The late Terry Wogan held his wedding reception there on April 24, 1965, after his marriage to Helen Joyce in Our Lady of Refuge, Rathmines. At the time, Wogan was the compere on Jackpot, a weekly general knowledge quiz on Teilifis Éireann. He was also presenting a Radio Éireann programme Terry Awhile. The RTÉ archives record that the ceremony was performed by Reverend P. Fagan and assisted by Reverend E. Vesey. Mrs W. Burrowes was matron of honour and Miriam Joyce and Maida Cooney were bridesmaids. The best man was Brian Wogan, and Martin Joyce and Brendan Mercy were groomsmen. Well-wishers gathered outside the church on the wet Saturday to catch a glimpse of the newly weds. After the reception in Portmarnock - sadly, the archives do not record what was on the menu - the couple spent their honeymoon in Torremolinos, Spain.

Long before its reincarnation as a 1960s country club, the hotel and the land on which it stands formed part of the St Marnock's estate, the summer home of the Jameson whiskey family, where they had their own private nine-hole golf course. This is now partly subsumed into the hotel's Bernhard Langer-designed 18-hole links course, not to be confused with the neighbouring Portmarnock Golf Club, which is famous for being a club that does not admit women to full membership, a policy which reportedly means that it is out of the running for consideration as a host venue for certain international golfing events.

King Edward VII often visited the Jamesons at their beachside home and on his last official visit to Ireland in 1907, he unveiled a plaque which was designed especially to celebrate the marriage between members of two great distilling families, Jameson and Haig, back in 1788. The plaque stands in the Secret South Garden of the hotel grounds and its design is replicated on the lapel badges worn by the hotel's staff.

These days, the Portmarnock Hotel and Golf Links has new owners, Kennedy Wilson, the international property investment company. Thankfully, according to staff, they have not been backward in coming forward in terms of spending money to upgrade the hotel and its facilities, digging deep to transform it beyond recognition. The swirly carpets and tacky décor are gone, replaced with a contemporary palette of Hamptons-esque pastels well suited to the seaside location.

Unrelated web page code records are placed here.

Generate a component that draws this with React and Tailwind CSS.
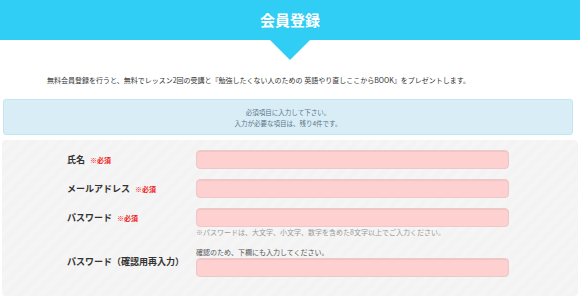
import React from 'react';

const Required = () => (
    <span className="ml-[5px] text-[7px] font-bold text-[#f01818]">※必須</span>
);

const Input = ({ type = 'text' }) => (
    <input
        type={type}
        className="block h-[19px] w-[313px] rounded-[4px] border border-[#ecc8c8] bg-[#ffd0d0] shadow-[inset_0_1px_1px_rgba(0,0,0,0.06)] outline-none"
    />
);

const App = () => {
    return (
        <div className="h-[306px] w-[580px] overflow-hidden bg-white font-['Noto_Sans_CJK_JP',sans-serif] text-[#333]">
            <header className="h-[40px] bg-[#30cdf5] text-center text-[15px] font-bold leading-[39px] text-white">
                会員登録
            </header>
            <div className="flex h-[20px] justify-center">
                <div className="h-0 w-0 border-x-[20px] border-t-[20px] border-x-transparent border-t-[#30cdf5]" />
            </div>

            <p className="mt-[15px] pl-[47px] text-[7px] leading-[10px] text-[#333]">
                無料会員登録を行うと、無料でレッスン2回の受講と『勉強したくない人のための 英語やり直しここからBOOK』をプレゼントします。
            </p>

            <div className="ml-[3px] mr-[7px] mt-[14px] rounded-[3px] border border-[#bfe6f2] bg-[#d9edf7] pb-[5px] pt-[7px] text-center text-[6.5px] leading-[11px] text-[#5a7688]">
                <p>必須項目に入力して下さい。</p>
                <p>入力が必要な項目は、残り4件です。</p>
            </div>

            <form className="mx-[2px] mt-[5px] flex flex-col gap-[10px] rounded-[4px] bg-[repeating-linear-gradient(135deg,#f3f3f3_0px,#f3f3f3_5px,#f5f5f5_5px,#f5f5f5_10px)] pb-[19px] pt-[10px]">
                <div className="flex items-center">
                    <label className="w-[194px] pl-[65px] text-[9px] font-bold">
                        氏名<Required />
                    </label>
                    <Input />
                </div>
                <div className="flex items-center">
                    <label className="w-[194px] pl-[65px] text-[9px] font-bold">
                        メールアドレス<Required />
                    </label>
                    <Input type="email" />
                </div>
                <div className="grid grid-cols-[194px_313px] items-center">
                    <label className="pl-[65px] text-[9px] font-bold">
                        パスワード<Required />
                    </label>
                    <Input type="password" />
                    <p className="col-start-2 text-[7px] leading-[10px] text-[#9a9a9a]">
                        ※パスワードは、大文字、小文字、数字を含めた8文字以上でご入力ください。
                    </p>
                </div>
                <div className="flex items-center">
                    <label className="w-[194px] pl-[65px] text-[9px] font-bold">
                        パスワード（確認用再入力）
                    </label>
                    <div>
                        <p className="mb-[1px] text-[7px] leading-[10px] text-[#555]">
                            確認のため、下欄にも入力してください。
                        </p>
                        <Input type="password" />
                    </div>
                </div>
            </form>
        </div>
    );
};

export default App;
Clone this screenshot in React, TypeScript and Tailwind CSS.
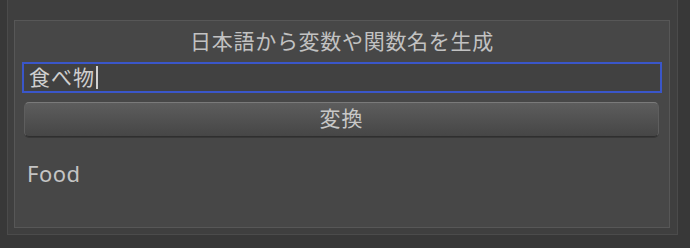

And the refurbishment is not confined to the décor. A new broom has swept through the kitchen too and Tipperary man Tom Walsh, who trained at Dromoland and previously worked at Aqua, and the short-lived but much-admired Samphire at Waterside in Donabate, is now in charge.

There is also a new front-of-house team in 1780, the hotel's fine-dining restaurant, led by Derek Yu, who will be a familiar face from Chapter One. So it seems as if Portmarnock is getting serious about its food offering, which is a good thing considering the paucity of interesting restaurant choices in the area.

We visited for dinner on a Saturday night in mid-January, and our fellow diners included a large family group celebrating a significant birthday, and a few smaller tables of twos and fours.

There's a set dinner menu with six choices for each of the three courses and, this being fine-but-not-stuffy-dining, a few little extra bits and pieces along the way. The first of these were a little cup of velvety celeriac and truffle soup, and a briny oyster submerged, bubble bath-style, under a blanket of Asian-accented foam and spiked with a good kick of chilli. We were off to a good start.

A poached boudin of guinea fowl with shiitake mushrooms, served with pan-fried foie gras in a classic brown Perigourdine sauce flavoured with Madeira and truffles was luxurious and rich - and please don't send me any more e-mails about foie gras. (Yes, I mean you. Yes, I know.) Beef tartare, flavoured with anchovy and topped with a confit yolk and a tangle of celeriac crisps and micro leaves was marred only by a mouth-puckeringly salty pickled carrot that someone must have forgotten to rinse properly.

Tender, juicy venison cooked sous-vide came with a classic mole chocolate sauce painted with a flourish across the plate, accompanied by potato galette, caramelised fig and cep mushrooms - a combination of ingredients in harmony with one another. In contrast, the flavours of John Dory with cauliflower, squid ink gel, samphire, baby leeks and chicory were less assertive, yet still assured.

For dessert, a shared fig tarte Tatin of simple perfection, with vanilla ice-cream, and a fine selection of Irish cheeses, including Young Buck, St Tola Ash, and Hegarty's, all in good condition. We drank a Cantina Zaccagnini Montepulciano - aka 'Twiggy', the one with the twig tied around the neck - that worked well with the venison. Our bill for two, with a bottle of water, came to €130 before service.

The rating

8/10 food

8/10 ambience

8/10 value for money



There's an early bird offer priced at €23.50 for two courses and €27.50 for three available each evening from Wednesday to Saturday from 5.30pm to 6.45pm. Elsewhere in the hotel the Seaview - yes, it does have great views - has a more casual offering.


Dinner in The 1780 is €42 per head, after that it's down to the wine.


Assured modern cooking from Tom Walsh bringing new life to the Portmarnock Hotel.


A wine list that could do with more variety.